2. Agent of NCWS and MMMH:
The court held that Indian Rayon could be treated as an agent of NCWS and MMMH under Section 160(1)(i) read with Sections 9(1) and 5(2) of the Income Tax Act. The court referred to the Supreme Court's decision in Eli Lilly & Co. (India) P. Limited, which clarified that income accruing or arising in India to a non-resident from the transfer of a capital asset situated in India could be taxed in the hands of the agent of the non-resident.

3. Exemption under Section 10(23G):
The court did not delve into the merits of the exemption under Section 10(23G) as the Assessing Officer had not adjudicated on this issue. It was left open for Indian Rayon to agitate this in the assessment proceedings.

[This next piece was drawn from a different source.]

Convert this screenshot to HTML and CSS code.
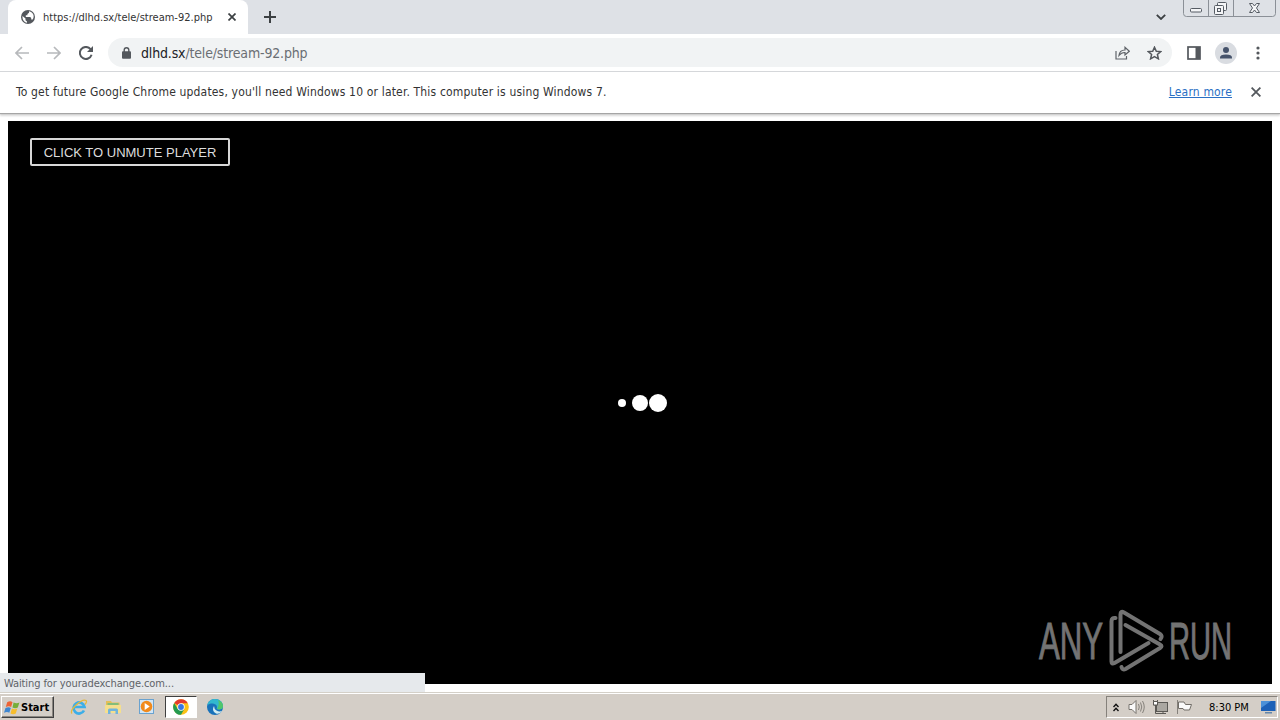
FILE: index.html
```html
<!DOCTYPE html>
<html lang="en">
<head>
  <meta charset="UTF-8">
  <title>https://dlhd.sx/tele/stream-92.php</title>
  <link rel="stylesheet" href="styles.css">
</head>
<body>

  <!-- Tab strip -->
  <div class="tabstrip">
    <div class="tab">
      <svg class="globe" width="14" height="14" viewBox="0 0 14 14"><circle cx="7" cy="7" r="7" fill="#54585d"/><path d="M1.500 6l3 2.600v1.600L6 11.500v1.300C3 12.200 1.200 9.600 1.500 6zM8 1.300v1.500L6.400 4v1.300H4.800V7h4.400l1 1v1.500h1.500C13.800 6.400 12.500 2.300 8 1.300z" fill="#fff"/></svg>
      <span class="tab-title">https://dlhd.sx/tele/stream-92.php</span>
      <svg class="tab-close" width="8" height="8" viewBox="0 0 8 8"><path d="M.5.5l7 7M7.500.5l-7 7" stroke="#3c4043" stroke-width="1.700"/></svg>
    </div>
    <svg class="new-tab" width="12" height="12" viewBox="0 0 12 12"><path d="M6 0v12M0 6h12" stroke="#3c4043" stroke-width="2"/></svg>
    <svg class="tab-search" width="10" height="6" viewBox="0 0 10 6"><path d="M.8.8L5 5 9.200.8" fill="none" stroke="#3c4043" stroke-width="1.800"/></svg>
    <div class="win-buttons">
      <svg width="94" height="18" viewBox="0 0 94 18">
        <path d="M.5 0v13.500q0 3 3 3h86q3 0 3-3V0M25.500 0v16.500M50.500 0v16.500" fill="none" stroke="#8b9097"/>
        <g fill="#f4f5f7" stroke="#555b63">
          <rect x="7.500" y="8.500" width="11" height="3.500" rx="1"/>
          <rect x="34.500" y="2.500" width="9" height="8" rx="1"/>
          <rect x="31.500" y="5.500" width="9" height="9" rx="1"/>
          <rect x="34.500" y="8.500" width="3" height="3"/>
          <path d="M66.500 3.500h3l2 2.500 2-2.500h3l-3 4.500 3 4.500h-3l-2-2.500-2 2.500h-3l3-4.500z"/>
        </g>
      </svg>
    </div>
  </div>

  <!-- Toolbar -->
  <div class="toolbar">
    <svg class="back" width="14" height="14" viewBox="0 0 14 14"><path d="M14 7H1.500M7 1L1 7l6 6" fill="none" stroke="#b7b9bc" stroke-width="1.700"/></svg>
    <svg class="forward" width="14" height="14" viewBox="0 0 14 14"><path d="M0 7h12.500M7 1l6 6-6 6" fill="none" stroke="#b7b9bc" stroke-width="1.700"/></svg>
    <svg class="reload" width="14" height="14" viewBox="0 0 14 14"><path d="M12.600 8.800A6 6 0 1 1 11.500 3.100L13 4.600" fill="none" stroke="#54585d" stroke-width="2"/><path d="M14 0v6H8z" fill="#54585d"/></svg>
    <div class="omnibox">
      <svg width="9" height="12" viewBox="0 0 9 12"><path d="M2.200 5V3a2.300 2.300 0 0 1 4.600 0v2" fill="none" stroke="#54585d" stroke-width="1.400"/><rect y="4.200" width="9" height="7.500" rx="1" fill="#54585d"/></svg>
      <span class="url"><b>dlhd.sx</b>/tele/stream-92.php</span>
      <svg class="share" width="15" height="14" viewBox="0 0 15 14" fill="none" stroke="#5f6368" stroke-width="1.200"><path d="M1 5v8h10.500v-3M4 9.500q.5-5.500 6-5.500V1.300l4.300 3.900L10 9V6.500Q6.500 6.300 4 9.500z"/></svg>
      <svg class="star" width="15" height="14" viewBox="0 0 15 14"><path d="M7.500 1.200l1.800 4 4.400.4-3.300 2.900 1 4.300-3.900-2.300-3.900 2.300 1-4.300L1.300 5.600l4.400-.4z" fill="none" stroke="#54585d" stroke-width="1.500"/></svg>
    </div>
    <svg class="panel" width="14" height="14" viewBox="0 0 14 14"><rect x="1" y="1" width="12" height="12" fill="none" stroke="#54585d" stroke-width="1.700"/><path d="M8.500 1H13v12H8.500z" fill="#54585d"/></svg>
    <svg class="avatar" width="22" height="22" viewBox="0 0 22 22"><circle cx="11" cy="11" r="11" fill="#d9dce1"/><circle cx="11" cy="8" r="3" fill="#46536b"/><path d="M5 16.500v-1q0-3 6-3t6 3v1z" fill="#46536b"/></svg>
    <svg class="menu" width="4" height="14" viewBox="0 0 4 14" fill="#54585d"><circle cx="2" cy="2" r="1.600"/><circle cx="2" cy="7" r="1.600"/><circle cx="2" cy="12" r="1.600"/></svg>
  </div>

  <!-- Update notice -->
  <div class="infobar">
    <span class="notice">To get future Google Chrome updates, you'll need Windows 10 or later. This computer is using Windows 7.</span>
    <a class="learn" href="#">Learn more</a>
    <svg width="10" height="10" viewBox="0 0 10 10"><path d="M.6.6l8.800 8.800M9.400.6L.6 9.400" stroke="#54585d" stroke-width="1.800"/></svg>
  </div>

  <!-- Page content -->
  <div class="page">
    <div class="player">
      <button class="unmute">CLICK TO UNMUTE PLAYER</button>
      <div class="loader"><i class="dot small"></i><i class="dot medium"></i><i class="dot large"></i></div>
      <svg class="watermark" width="220" height="70" viewBox="0 0 220 70">
        <g class="brand">
          <text transform="translate(5 54) scale(.6 1)">ANY</text>
          <text transform="translate(135 54) scale(.56 1)">RUN</text>
        </g>
        <g fill="none" stroke="#737373" stroke-width="4" stroke-linejoin="round" stroke-linecap="round">
          <path d="M81.500 13q-4-.5-4 3.500v40q0 3 3 1.500L114.500 38"/>
          <path d="M86.500 47V9.500q0-4 3.500-2L126 29q3 2 .5 5"/>
          <path d="M91.500 20L126 39.500q3 1.500 0 3.500L91.500 64q-3 1.500-4-2"/>
        </g>
      </svg>
    </div>
    <div class="status"><span>Waiting for youradexchange.com...</span></div>
  </div>

  <!-- Taskbar -->
  <div class="taskbar">
    <div class="start">
      <svg width="17" height="17" viewBox="0 0 16 16"><path d="M3 3q3-2 5 0L6.700 7.500q-2-1.500-5 0z" fill="#ed6335"/><path d="M9 3.300q3 1.500 5.500 0L13 8q-2.500 1.200-5 0z" fill="#77ae3a"/><path d="M1.400 8.500q3-1.600 5 0L5 13q-2-1.600-5 0z" fill="#3e86d0"/><path d="M7.500 9q2.500 1.300 5 0l-1.400 4.700q-2.500 1.200-5 0z" fill="#f7bd2c"/></svg>
      <span>Start</span>
    </div>
    <div class="quick">
      <div class="app"><svg width="18" height="18" viewBox="0 0 18 18"><path d="M14 12.500A5.500 5.500 0 1 1 14.500 9H5" fill="none" stroke="#3caee8" stroke-width="2.700"/><path d="M2 15.500C-1 12 12 0 16 2.500q1.300 1.300-1 4" fill="none" stroke="#e5b83b" stroke-width="1.300"/></svg></div>
      <div class="app"><svg width="18" height="18" viewBox="0 0 18 18"><path d="M2 3h5l1 1.500h7.500V14H2z" fill="#e4bf57"/><path d="M3.500 5h11v3h-11z" fill="#84bd79"/><path d="M1 7h16v8H1z" fill="#f5df8d"/><path d="M4 16v-4q0-1.500 1.500-1.500h7q1.500 0 1.500 1.500v4h-2.500v-3h-5v3z" fill="#71b4dc"/></svg></div>
      <div class="app"><svg width="18" height="18" viewBox="0 0 18 18"><rect x="1.500" y="1.500" width="14" height="14" fill="#d3e6f5" stroke="#6aa2cf"/><circle cx="8.500" cy="8.500" r="5.800" fill="#f18a1c"/><path d="M6.700 5v7l5-3.500z" fill="#fff"/></svg></div>
      <div class="app active"><svg width="16" height="16" viewBox="0 0 16 16"><circle cx="8" cy="8" r="7.800" fill="#fbc116"/><path d="M8 8L1.200 4.100A7.800 7.800 0 0 1 14.800 4.200H8z" fill="#e33b2e"/><path d="M1.200 4.100A7.800 7.800 0 0 0 8 15.800L11.300 10 8 8 4.700 10z" fill="#249a50"/><circle cx="8" cy="8" r="3.700" fill="#fff"/><circle cx="8" cy="8" r="2.900" fill="#3777e3"/></svg></div>
      <div class="app"><svg width="18" height="18" viewBox="0 0 18 18"><circle cx="9" cy="9" r="8" fill="#1972ba"/><path d="M1.300 7.500C2 3 5.500 1 9 1c5 0 8 3.500 8 7 0 3-3 4-5.500 3.300C10 11 11 10.500 11 9 11 5.500 4.500 4 1.300 7.500z" fill="#32b8ce"/><path d="M12 2q5 2 5 6 0 3-3.500 3.500L11 11q3-5 1-9z" fill="#51c66b"/><path d="M8 8q-3 5 2 7.500 4 1 6-2.500-3 1-5.500-.5T8 8z" fill="#d3edf1"/></svg></div>
    </div>
    <div class="tray">
      <svg class="chevrons" width="6" height="9" viewBox="0 0 6 9"><path d="M.5 4L3 1.300 5.500 4M.5 8L3 5.300 5.500 8" fill="none" stroke="#111" stroke-width="1.400"/></svg>
      <svg width="17" height="16" viewBox="0 0 17 16"><path d="M1 5.500h3L8 1.500v13l-4-4H1z" fill="#fafafa" stroke="#77736d"/><path d="M10.500 5q1.500 3 0 6M12.500 3.500q2.500 4.500 0 9M14.500 2q3.500 6 0 12" fill="none" stroke="#85817b"/></svg>
      <svg width="17" height="16" viewBox="0 0 17 16"><rect x="4.500" y="3.500" width="11" height="9" fill="#aaa7a1" stroke="#5b5955"/><path d="M1.500 1v5h4V1M3.500 6v8.500h6M8 14.500h6M11 12.500v2" fill="none" stroke="#5b5955"/><path d="M1.500 2.500h4V6h-4z" fill="#fff" stroke="#5b5955"/></svg>
      <svg width="17" height="16" viewBox="0 0 17 16"><path d="M2.500 3H8l1.500 2.500h6L13.500 11H8l-1-1.500H2.500z" fill="#fafafa" stroke="#716d67"/><path d="M1.500 1v14" stroke="#85817b"/></svg>
      <span class="clock">8:30 PM</span>
      <svg width="16" height="14" viewBox="0 0 16 14"><path d="M1 1h14.500v10H1z" fill="#1d61b7"/><path d="M1 1h10L1 8z" fill="#4c91d8"/><path d="M5 12h7v1.500H5z" fill="#6386aa"/></svg>
    </div>
  </div>

</body>
</html>
```

FILE: styles.css
```css
* {
  box-sizing: border-box;
}

body {
  margin: 0;
  width: 1280px;
  height: 720px;
  overflow: hidden;
  display: flex;
  flex-direction: column;
  background: #fff;
  font-family: "DejaVu Sans Condensed", "DejaVu Sans", sans-serif;
  color: #333;
}

svg {
  display: block;
  flex: none;
}

span,
a {
  white-space: nowrap;
}

/* Tab strip */
.tabstrip {
  flex: none;
  height: 34px;
  display: flex;
  align-items: center;
  background: #dee1e6;
}

.tab {
  width: 240px;
  height: 34px;
  margin-left: 8px;
  padding-left: 13px;
  display: flex;
  align-items: center;
  background: #fff;
  border-radius: 8px 8px 0 0;
}

.tab-title {
  width: 170px;
  margin-left: 8px;
  font-size: 11px;
}

.tab-close {
  margin-left: 15px;
}

.new-tab {
  margin-left: 16px;
}

.tab-search {
  margin-left: auto;
}

.win-buttons {
  height: 34px;
  margin: 0 3px 0 17px;
}

/* Toolbar */
.toolbar {
  flex: none;
  height: 38px;
  padding-left: 15px;
  display: flex;
  align-items: center;
  border-bottom: 1px solid #d5d7da;
}

.forward,
.reload {
  margin-left: 18px;
}

.omnibox {
  width: 1064px;
  height: 29px;
  margin-left: 15px;
  padding: 0 10px 0 14px;
  display: flex;
  align-items: center;
  background: #f1f3f4;
  border-radius: 15px;
}

.url {
  margin-left: 10px;
  font-size: 14px;
  letter-spacing: -0.16px;
  color: #6a6e73;
}

.url b {
  font-weight: normal;
  color: #202124;
}

.share {
  margin-left: auto;
}

.star {
  margin-left: 17px;
}

.panel {
  margin-left: 15px;
}

.avatar {
  margin-left: 14px;
}

.menu {
  margin-left: 19px;
}

/* Update notice */
.infobar {
  flex: none;
  position: relative;
  height: 41px;
  padding: 0 19px 1px 16px;
  display: flex;
  align-items: center;
  font-size: 12px;
  letter-spacing: 0.165px;
  box-shadow: 0 1px 1px #a5a5a5, 0 3px 2px #d9d9d9;
}

.learn {
  margin: 0 19px 0 auto;
  color: #2a6fc4;
}

/* Page content */
.page {
  flex: 1;
  position: relative;
  padding: 8px 8px 0;
}

.player {
  position: relative;
  height: 563px;
  padding: 17px 22px;
  background: #000;
}

.unmute {
  display: block;
  width: 200px;
  height: 28px;
  padding: 0;
  border: 2px solid #d8d8d8;
  border-radius: 2px;
  background: #000;
  color: #ddd;
  font: 13px "Liberation Sans", Arial, sans-serif;
}

.loader {
  position: absolute;
  top: 273px;
  left: 609px;
  height: 18px;
  display: flex;
  align-items: center;
}

.dot {
  border-radius: 50%;
  background: #fff;
}

.small {
  width: 8px;
  height: 8px;
  margin: 0 6px 0 1px;
}

.medium {
  width: 16px;
  height: 16px;
}

.large {
  width: 18px;
  height: 18px;
  margin-left: 1px;
}

.watermark {
  position: absolute;
  top: 484px;
  left: 1026px;
}

.brand {
  fill: #737373;
  stroke: #737373;
  stroke-width: 1px;
  font: 52px "Liberation Sans", Arial, sans-serif;
}

/* Link status bubble over the player */
.status {
  position: absolute;
  left: 0;
  bottom: 0;
  width: 425px;
  height: 19px;
  padding-left: 4px;
  background: #e6e9ec;
  color: #5f6368;
  font-size: 11px;
  letter-spacing: -0.1px;
  line-height: 21px;
}

/* Taskbar */
.taskbar {
  flex: none;
  height: 28px;
  padding: 1px 2px 0 1px;
  display: flex;
  align-items: center;
  background: #d4cec7;
  border-top: 1px solid #d4d0c8;
  box-shadow: inset 0 1px #fff;
}

.start {
  width: 53px;
  height: 22px;
  padding-left: 2px;
  display: flex;
  align-items: center;
  border: 1px solid;
  border-color: #fff #404040 #404040 #fff;
  box-shadow: inset -1px -1px #8a8680;
  color: #000;
  font-size: 11px;
  font-weight: bold;
}

.quick {
  display: flex;
  margin-left: 9px;
  gap: 2px;
}

.app {
  width: 32px;
  height: 22px;
  display: flex;
  align-items: center;
  justify-content: center;
}

.active {
  background: #fff;
  border: 1px solid;
  border-color: #404040 #fff #fff #404040;
}

.tray {
  width: 172px;
  height: 22px;
  margin-left: auto;
  padding-left: 6px;
  display: flex;
  align-items: center;
  border: 1px solid;
  border-color: #85817b #fff #fff #85817b;
}

.tray svg + svg {
  margin-left: 7px;
}

.tray .chevrons + svg {
  margin-left: 9px;
}

.clock {
  width: 40px;
  margin: 0 11px 0 16px;
  color: #000;
  font-size: 11px;
}
```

4. Impact of Section 195(2) Certificate:
The court found that the certificate under Section 195(2) was obtained by Indian Rayon by making incorrect representations. Therefore, the certificate did not preclude the Revenue from initiating proceedings under Section 163. The court held that the proceedings under Sections 163 and 195 operate in different fields and initiation of proceedings under Section 163 was justified.

5. Simultaneous Assessment Proceedings:
The court held that ordinarily, the Assessing Officer must not proceed against the representative assessee once the assessment proceedings are initiated against the non-resident. However, in exceptional cases involving complex issues, the Assessing Officer could continue with the assessment proceedings against both the representative assessee and the non-resident until deciding to assess either of them.

6. Validity of Notices under Section 148:
The court upheld the validity of the notices issued under Section 148 to NCWS and MMMH. It was found that the transactions under the Sale and Purchase Agreements were essentially for transferring the entire right, title, and interest in ICL by NCWS to Indian Rayon and TIL. The court directed the Assessing Officer to complete the assessment proceedings expeditiously.

7. Orders under Section 201(1) / 201(1A) and Section 163:
The court upheld the orders passed under Section 201(1) / 201(1A) and Section 163 against TIL, holding that the transaction between TIL and NCWS/MMMH was essentially for the sale of ICL shares. The court found merit in the Revenue's contention that the transaction was a colourable device to avoid tax.

Conclusion:
- Writ Petition No. 730 of 2009 (Indian Rayon): Dismissed.
- Writ Petition No. 345 of 2010 (Indian Rayon): Partly allowed by setting aside the notice dated 12th February 2010 issued under Section 148 as time-barred.
- Writ Petition No. 1837 of 2009 (NCWS): Dismissed.
- Writ Petition No. 38 of 2010 (TIL): Dismissed.

All petitions were disposed of with no order as to costs, and interim reliefs were continued for six weeks.